Cal Thomas says, "An evangelical Christian is one who believes that Jesus Christ is the Son of God and who has repented of sin and accepted Jesus as his or her savior. The evangelical believes he has the privilege and obligation to share the "good news" that Jesus came to save sinners with others so they might go to heaven rather than hell." [Cal Thomas, "God, Satan, and the media," 2003-MAR-5, at: http://www.townhall.com]
The California-Nevada Annual Conference Evangelical Renewal Fellowship says: "...evangelicals believe in the affirmations of the Nicene Creed, the divinity of Jesus Christ, the authority and reliability of Scripture, the bodily resurrection of Jesus, the necessity of conversion to experience salvation by grace through faith, the reality of heaven and hell, and salvation through Jesus Christ alone." ["Frequently Asked Questions," California-Nevada Annual Conference Evangelical Renewal Fellowship, at: http://www.newpathways.com]
Jim Packer says an Evangelical gives "ultimate authority to scripture" (as compared to liberal Christians who give major weight to science, biblical, archaeological research, etc., and to Roman Catholics who give considerable weight to church tradition).” [Jim Packer, "Fundamentalism and the Word of God" ]
Leon Morris says "...someone concerned for the gospel....for him [sic] the gospel of Christ is central....The gospel is at the centre of his [sic] thinking and living." [Dr. Leon Morris, "What do we mean by "evangelical"? at: http://www.worldevangelical.org]

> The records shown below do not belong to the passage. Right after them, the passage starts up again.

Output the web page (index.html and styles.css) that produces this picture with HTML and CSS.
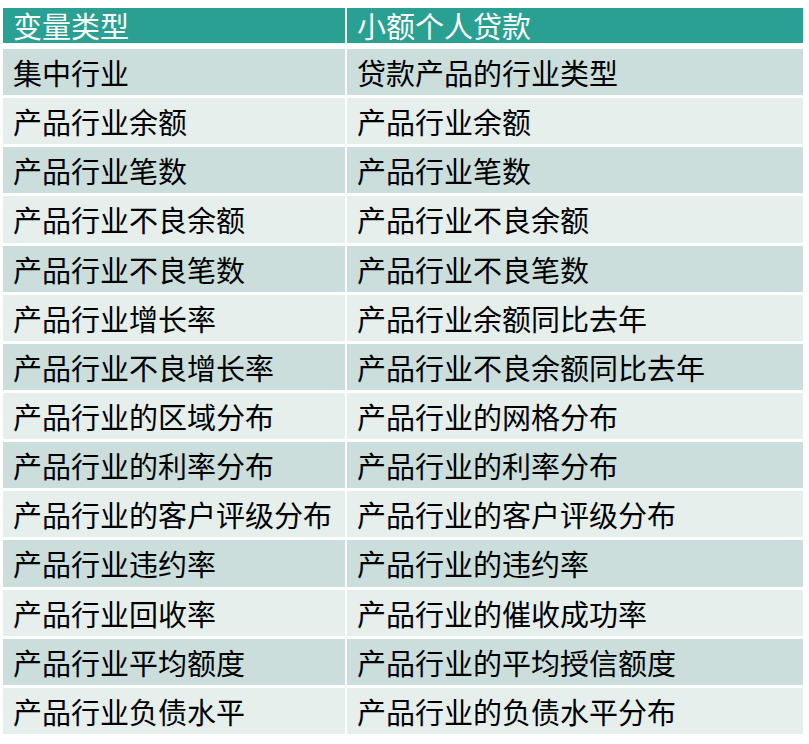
FILE: index.html
```html
<!DOCTYPE html>
<html lang="zh-CN">
<head>
<meta charset="utf-8">
<link rel="stylesheet" href="styles.css">
</head>
<body>
<div class="table">
  <div class="row head"><div class="cell">变量类型</div><div class="cell">小额个人贷款</div></div>
  <div class="row dark"><div class="cell">集中行业</div><div class="cell">贷款产品的行业类型</div></div>
  <div class="row light"><div class="cell">产品行业余额</div><div class="cell">产品行业余额</div></div>
  <div class="row dark"><div class="cell">产品行业笔数</div><div class="cell">产品行业笔数</div></div>
  <div class="row light"><div class="cell">产品行业不良余额</div><div class="cell">产品行业不良余额</div></div>
  <div class="row dark"><div class="cell">产品行业不良笔数</div><div class="cell">产品行业不良笔数</div></div>
  <div class="row light"><div class="cell">产品行业增长率</div><div class="cell">产品行业余额同比去年</div></div>
  <div class="row dark"><div class="cell">产品行业不良增长率</div><div class="cell">产品行业不良余额同比去年</div></div>
  <div class="row light"><div class="cell">产品行业的区域分布</div><div class="cell">产品行业的网格分布</div></div>
  <div class="row dark"><div class="cell">产品行业的利率分布</div><div class="cell">产品行业的利率分布</div></div>
  <div class="row light"><div class="cell">产品行业的客户评级分布</div><div class="cell">产品行业的客户评级分布</div></div>
  <div class="row dark"><div class="cell">产品行业违约率</div><div class="cell">产品行业的违约率</div></div>
  <div class="row light"><div class="cell">产品行业回收率</div><div class="cell">产品行业的催收成功率</div></div>
  <div class="row dark"><div class="cell">产品行业平均额度</div><div class="cell">产品行业的平均授信额度</div></div>
  <div class="row light"><div class="cell">产品行业负债水平</div><div class="cell">产品行业的负债水平分布</div></div>
</div>
</body>
</html>
```
FILE: styles.css
```css
html, body {
  margin: 0;
  padding: 0;
  background: #ffffff;
}
body {
  padding: 8px 6px 0 3px;
  font-family: "Noto Sans CJK SC", "Noto Sans", sans-serif;
}
.table {
  width: 800px;
  display: flex;
  flex-direction: column;
  gap: 3px;
}
.row {
  display: grid;
  grid-template-columns: 342px 456px;
  column-gap: 2px;
  height: 46.15px;
}
.row.head {
  height: 35px;
  margin-bottom: 3px;
}
.cell {
  padding-left: 10px;
  font-size: 29px;
  line-height: 46px;
  color: #000000;
  white-space: nowrap;
  display: flex;
  align-items: center;
}
.head .cell {
  background: #2aa092;
  color: #ffffff;
  line-height: 35px;
  font-weight: 400;
}
.dark .cell {
  background: #cbdedb;
}
.light .cell {
  background: #e6efec;
}
```
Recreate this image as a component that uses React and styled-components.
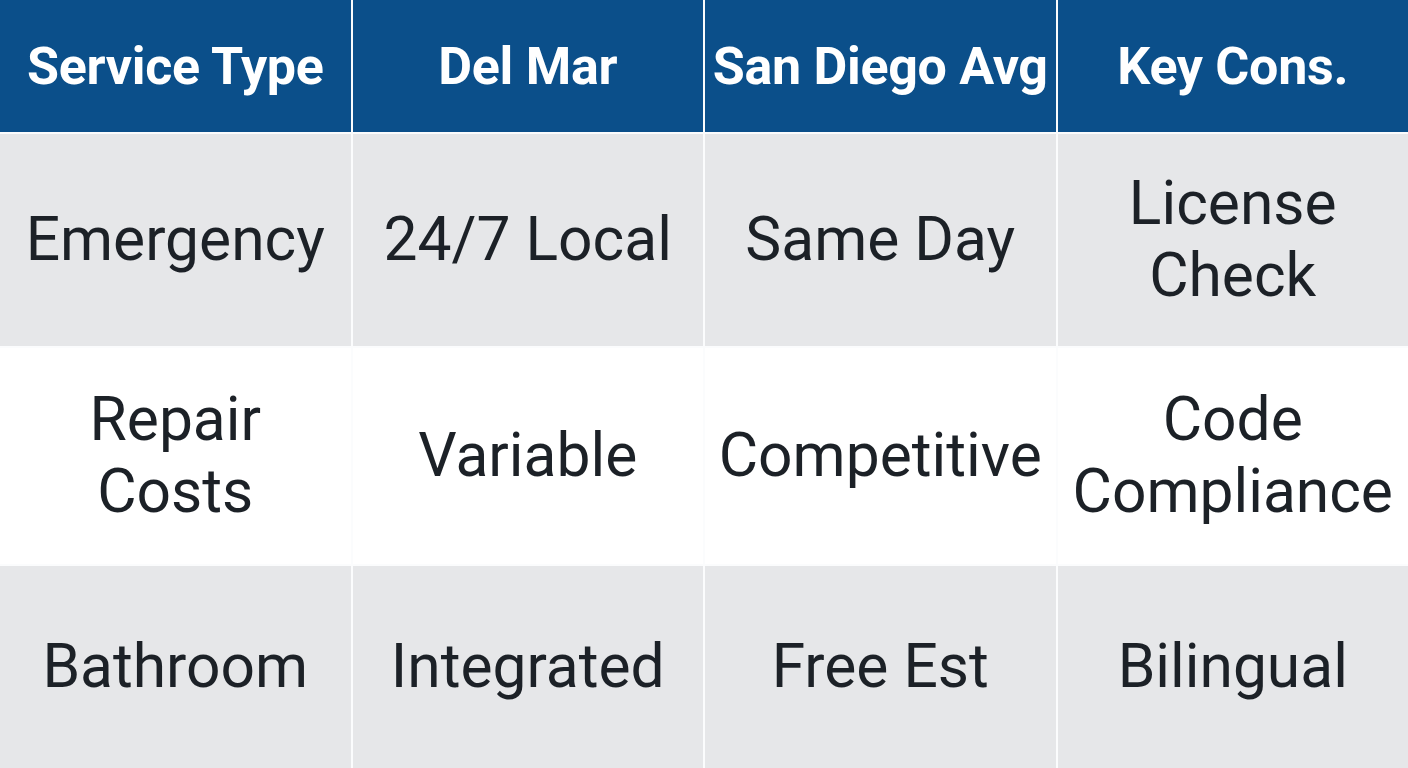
import React from "react";
import styled, { createGlobalStyle } from "styled-components";

const Global = createGlobalStyle`
  html, body { margin: 0; padding: 0; background: #ffffff; }
  body { font-family: Roboto, "Noto Sans", sans-serif; }
`;

const Table = styled.div`
  width: 1408px;
  height: 768px;
  display: grid;
  grid-template-columns: repeat(4, 1fr);
  grid-template-rows: 132px 212px 216px 1fr;
  gap: 2px;
  background: #fbfcfd;
  overflow: hidden;
`;

const HeadCell = styled.div`
  background: #0b4f8a;
  color: #ffffff;
  display: flex;
  align-items: center;
  justify-content: center;
  text-align: center;
  font-weight: 700;
  font-size: 52px;
  letter-spacing: -0.3px;
`;

const Cell = styled.div`
  background: ${(p) => (p.$alt ? "#ffffff" : "#e6e7e9")};
  color: #1c2127;
  display: flex;
  align-items: center;
  justify-content: center;
  text-align: center;
  font-size: 60.5px;
  line-height: 72px;
  font-weight: 400;
  padding: 0 6px;
`;

const headers = ["Service Type", "Del Mar", "San Diego Avg", "Key Cons."];
const rows = [
  ["Emergency", "24/7 Local", "Same Day", ["License", "Check"]],
  [["Repair", "Costs"], "Variable", "Competitive", ["Code", "Compliance"]],
  ["Bathroom", "Integrated", "Free Est", "Bilingual"],
];

export default function App() {
  return (
    <>
      <Global />
      <Table>
        {headers.map((h) => (
          <HeadCell key={h}>{h}</HeadCell>
        ))}
        {rows.map((r, i) =>
          r.map((c, j) => (
            <Cell key={`${i}-${j}`} $alt={i === 1}>
              {Array.isArray(c) ? (
                <span>
                  {c[0]}
                  <br />
                  {c[1]}
                </span>
              ) : (
                c
              )}
            </Cell>
          ))
        )}
      </Table>
    </>
  );
}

Historically that last definition by Leon Morris is on target. The word "Evangelical" is derived from the Greek word which means “gospel or good news.” During the Reformation, in the fifteen hundreds, Martin Luther referred to the reform movement as the evangelische kirche (that is, the gospel church). The reformers would say that evangelical Christians, that is, gospel believing Christians, are the only kind of Christians there are. The term “Evangelical Christian” is actually redundant. If a person is not evangelical, if a person does not believe the gospel then that person is not Christian, and if they are Christians, they do believe the gospel. That might seem logical, but it is not so. Many people claim to be Christians and yet reject, in whole or in part, the definitions of evangelical that I have cited above.
Barna Research is a polling organization. They estimate that only about 5% of the population and 11% of Protestants are Evangelical Christians. ["Evangelical Christians," Barna Research Online, at: http://www.barna.org/ ]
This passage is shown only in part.